● **WRITTEN PROBLEM**
Please transcribe the listing below in full and word for word, without its pictures.
* * * * *
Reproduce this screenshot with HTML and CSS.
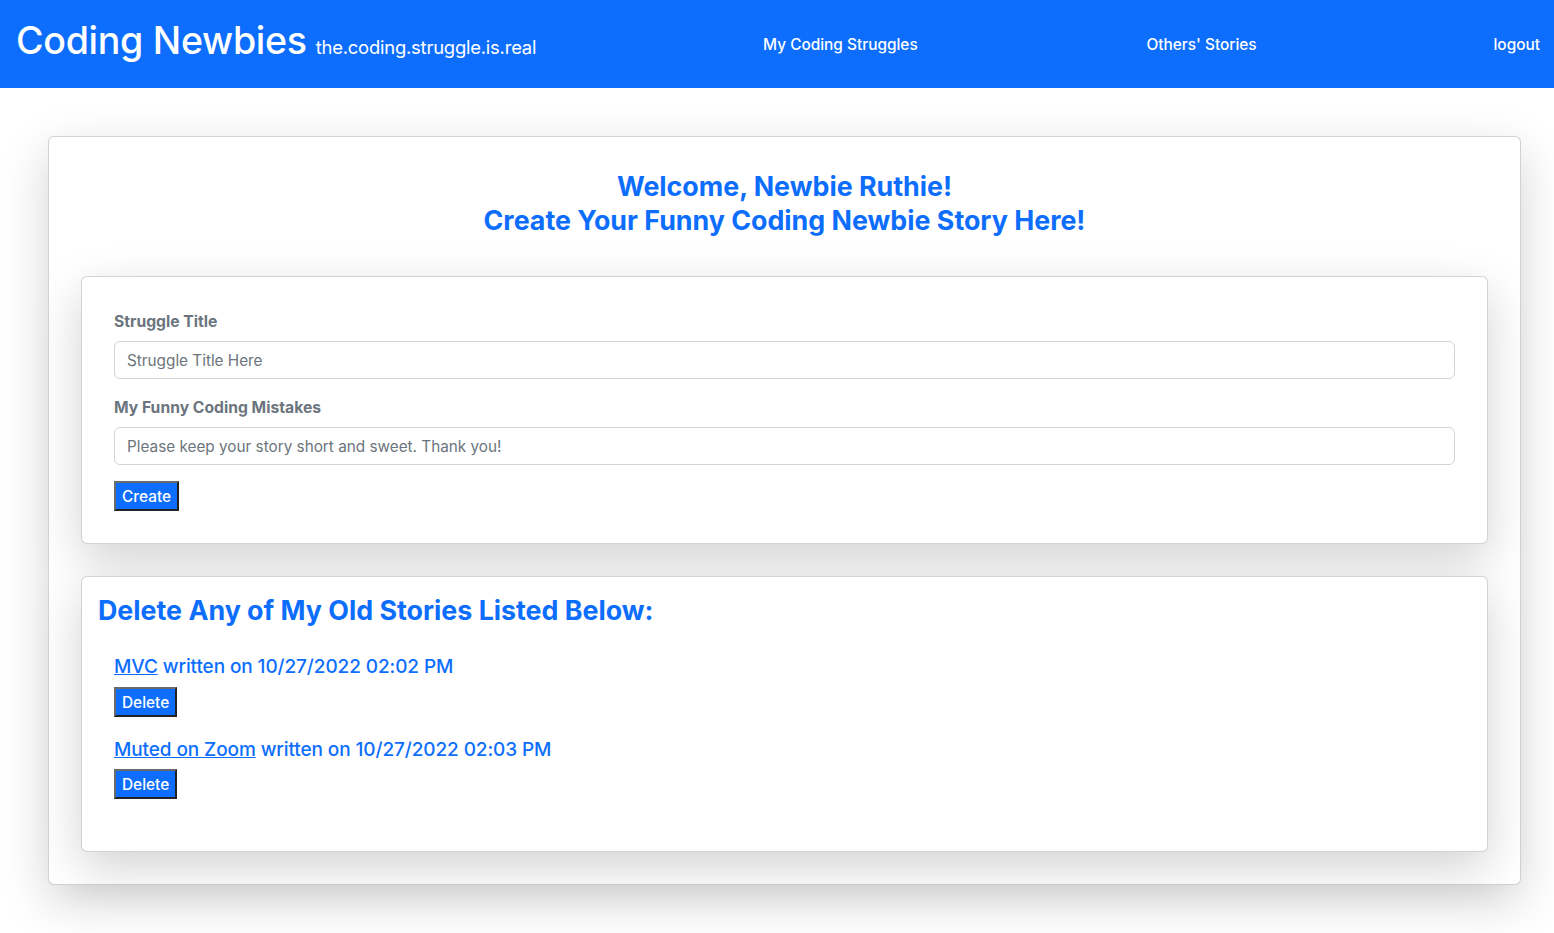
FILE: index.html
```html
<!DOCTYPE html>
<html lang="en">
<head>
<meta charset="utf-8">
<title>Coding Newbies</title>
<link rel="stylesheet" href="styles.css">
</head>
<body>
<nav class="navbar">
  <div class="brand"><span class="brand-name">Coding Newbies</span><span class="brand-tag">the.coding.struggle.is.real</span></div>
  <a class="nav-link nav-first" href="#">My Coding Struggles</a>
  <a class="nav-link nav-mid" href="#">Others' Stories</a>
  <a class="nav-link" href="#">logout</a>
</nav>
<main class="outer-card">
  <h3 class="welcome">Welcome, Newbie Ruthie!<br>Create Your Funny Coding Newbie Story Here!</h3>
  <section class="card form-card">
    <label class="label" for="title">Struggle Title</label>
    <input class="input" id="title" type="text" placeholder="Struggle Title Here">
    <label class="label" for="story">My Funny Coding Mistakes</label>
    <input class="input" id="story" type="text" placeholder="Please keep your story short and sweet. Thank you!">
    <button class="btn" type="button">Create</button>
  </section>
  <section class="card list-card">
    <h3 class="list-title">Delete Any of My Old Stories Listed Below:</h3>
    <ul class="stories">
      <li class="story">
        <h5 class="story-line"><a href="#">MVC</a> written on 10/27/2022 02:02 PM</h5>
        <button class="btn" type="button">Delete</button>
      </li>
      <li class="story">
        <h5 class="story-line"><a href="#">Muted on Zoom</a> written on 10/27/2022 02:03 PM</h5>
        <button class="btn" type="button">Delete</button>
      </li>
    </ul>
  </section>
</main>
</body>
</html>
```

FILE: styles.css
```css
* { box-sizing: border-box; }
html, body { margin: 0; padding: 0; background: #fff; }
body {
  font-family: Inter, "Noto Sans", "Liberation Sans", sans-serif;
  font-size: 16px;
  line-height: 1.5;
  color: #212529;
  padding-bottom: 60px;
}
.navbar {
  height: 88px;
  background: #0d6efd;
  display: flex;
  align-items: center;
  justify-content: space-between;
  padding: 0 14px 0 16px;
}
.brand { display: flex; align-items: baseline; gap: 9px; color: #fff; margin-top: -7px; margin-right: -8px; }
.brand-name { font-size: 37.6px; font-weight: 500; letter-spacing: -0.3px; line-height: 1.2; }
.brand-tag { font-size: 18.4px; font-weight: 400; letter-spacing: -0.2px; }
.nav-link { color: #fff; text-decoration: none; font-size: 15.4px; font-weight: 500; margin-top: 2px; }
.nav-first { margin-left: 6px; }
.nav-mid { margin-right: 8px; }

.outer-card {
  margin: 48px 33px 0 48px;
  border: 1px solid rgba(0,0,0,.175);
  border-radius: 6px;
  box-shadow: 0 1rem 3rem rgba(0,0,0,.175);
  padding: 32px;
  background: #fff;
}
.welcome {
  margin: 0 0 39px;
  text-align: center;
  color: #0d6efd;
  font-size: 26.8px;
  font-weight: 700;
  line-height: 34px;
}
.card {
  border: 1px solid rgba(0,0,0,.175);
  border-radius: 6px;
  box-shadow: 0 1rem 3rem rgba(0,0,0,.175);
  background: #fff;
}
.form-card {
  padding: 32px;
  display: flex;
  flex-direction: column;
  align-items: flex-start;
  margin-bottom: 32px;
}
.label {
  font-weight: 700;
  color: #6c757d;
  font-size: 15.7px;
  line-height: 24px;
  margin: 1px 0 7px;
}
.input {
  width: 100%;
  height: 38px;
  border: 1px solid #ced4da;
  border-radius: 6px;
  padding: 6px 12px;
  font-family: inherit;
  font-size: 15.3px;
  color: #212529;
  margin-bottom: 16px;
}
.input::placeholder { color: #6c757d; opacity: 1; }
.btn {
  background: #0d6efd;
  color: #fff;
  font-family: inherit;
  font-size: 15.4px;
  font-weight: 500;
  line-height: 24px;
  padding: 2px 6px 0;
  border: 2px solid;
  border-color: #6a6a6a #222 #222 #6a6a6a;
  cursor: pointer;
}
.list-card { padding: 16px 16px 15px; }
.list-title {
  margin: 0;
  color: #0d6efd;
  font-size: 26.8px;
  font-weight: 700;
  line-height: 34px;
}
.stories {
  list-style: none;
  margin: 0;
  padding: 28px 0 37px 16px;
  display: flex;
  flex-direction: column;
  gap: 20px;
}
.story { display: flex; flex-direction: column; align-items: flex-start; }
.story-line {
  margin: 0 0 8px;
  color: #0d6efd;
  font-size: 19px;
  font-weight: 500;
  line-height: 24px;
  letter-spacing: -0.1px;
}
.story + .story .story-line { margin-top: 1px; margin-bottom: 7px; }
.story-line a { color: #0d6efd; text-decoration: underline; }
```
* * * * *
● **COMPLETED EXERCISE**
Reproduce this screenshot with HTML and CSS.
FILE: index.html
```html
<!DOCTYPE html>
<html lang="en">
<head>
<meta charset="utf-8">
<title>Coding Newbies</title>
<link rel="stylesheet" href="styles.css">
</head>
<body>
<nav class="navbar">
  <div class="brand"><span class="brand-name">Coding Newbies</span><span class="brand-tag">the.coding.struggle.is.real</span></div>
  <a class="nav-link nav-first" href="#">My Coding Struggles</a>
  <a class="nav-link nav-mid" href="#">Others' Stories</a>
  <a class="nav-link" href="#">logout</a>
</nav>
<main class="outer-card">
  <h3 class="welcome">Welcome, Newbie Ruthie!<br>Create Your Funny Coding Newbie Story Here!</h3>
  <section class="card form-card">
    <label class="label" for="title">Struggle Title</label>
    <input class="input" id="title" type="text" placeholder="Struggle Title Here">
    <label class="label" for="story">My Funny Coding Mistakes</label>
    <input class="input" id="story" type="text" placeholder="Please keep your story short and sweet. Thank you!">
    <button class="btn" type="button">Create</button>
  </section>
  <section class="card list-card">
    <h3 class="list-title">Delete Any of My Old Stories Listed Below:</h3>
    <ul class="stories">
      <li class="story">
        <h5 class="story-line"><a href="#">MVC</a> written on 10/27/2022 02:02 PM</h5>
        <button class="btn" type="button">Delete</button>
      </li>
      <li class="story">
        <h5 class="story-line"><a href="#">Muted on Zoom</a> written on 10/27/2022 02:03 PM</h5>
        <button class="btn" type="button">Delete</button>
      </li>
    </ul>
  </section>
</main>
</body>
</html>
```

FILE: styles.css
```css
* { box-sizing: border-box; }
html, body { margin: 0; padding: 0; background: #fff; }
body {
  font-family: Inter, "Noto Sans", "Liberation Sans", sans-serif;
  font-size: 16px;
  line-height: 1.5;
  color: #212529;
  padding-bottom: 60px;
}
.navbar {
  height: 88px;
  background: #0d6efd;
  display: flex;
  align-items: center;
  justify-content: space-between;
  padding: 0 14px 0 16px;
}
.brand { display: flex; align-items: baseline; gap: 9px; color: #fff; margin-top: -7px; margin-right: -8px; }
.brand-name { font-size: 37.6px; font-weight: 500; letter-spacing: -0.3px; line-height: 1.2; }
.brand-tag { font-size: 18.4px; font-weight: 400; letter-spacing: -0.2px; }
.nav-link { color: #fff; text-decoration: none; font-size: 15.4px; font-weight: 500; margin-top: 2px; }
.nav-first { margin-left: 6px; }
.nav-mid { margin-right: 8px; }

.outer-card {
  margin: 48px 33px 0 48px;
  border: 1px solid rgba(0,0,0,.175);
  border-radius: 6px;
  box-shadow: 0 1rem 3rem rgba(0,0,0,.175);
  padding: 32px;
  background: #fff;
}
.welcome {
  margin: 0 0 39px;
  text-align: center;
  color: #0d6efd;
  font-size: 26.8px;
  font-weight: 700;
  line-height: 34px;
}
.card {
  border: 1px solid rgba(0,0,0,.175);
  border-radius: 6px;
  box-shadow: 0 1rem 3rem rgba(0,0,0,.175);
  background: #fff;
}
.form-card {
  padding: 32px;
  display: flex;
  flex-direction: column;
  align-items: flex-start;
  margin-bottom: 32px;
}
.label {
  font-weight: 700;
  color: #6c757d;
  font-size: 15.7px;
  line-height: 24px;
  margin: 1px 0 7px;
}
.input {
  width: 100%;
  height: 38px;
  border: 1px solid #ced4da;
  border-radius: 6px;
  padding: 6px 12px;
  font-family: inherit;
  font-size: 15.3px;
  color: #212529;
  margin-bottom: 16px;
}
.input::placeholder { color: #6c757d; opacity: 1; }
.btn {
  background: #0d6efd;
  color: #fff;
  font-family: inherit;
  font-size: 15.4px;
  font-weight: 500;
  line-height: 24px;
  padding: 2px 6px 0;
  border: 2px solid;
  border-color: #6a6a6a #222 #222 #6a6a6a;
  cursor: pointer;
}
.list-card { padding: 16px 16px 15px; }
.list-title {
  margin: 0;
  color: #0d6efd;
  font-size: 26.8px;
  font-weight: 700;
  line-height: 34px;
}
.stories {
  list-style: none;
  margin: 0;
  padding: 28px 0 37px 16px;
  display: flex;
  flex-direction: column;
  gap: 20px;
}
.story { display: flex; flex-direction: column; align-items: flex-start; }
.story-line {
  margin: 0 0 8px;
  color: #0d6efd;
  font-size: 19px;
  font-weight: 500;
  line-height: 24px;
  letter-spacing: -0.1px;
}
.story + .story .story-line { margin-top: 1px; margin-bottom: 7px; }
.story-line a { color: #0d6efd; text-decoration: underline; }
```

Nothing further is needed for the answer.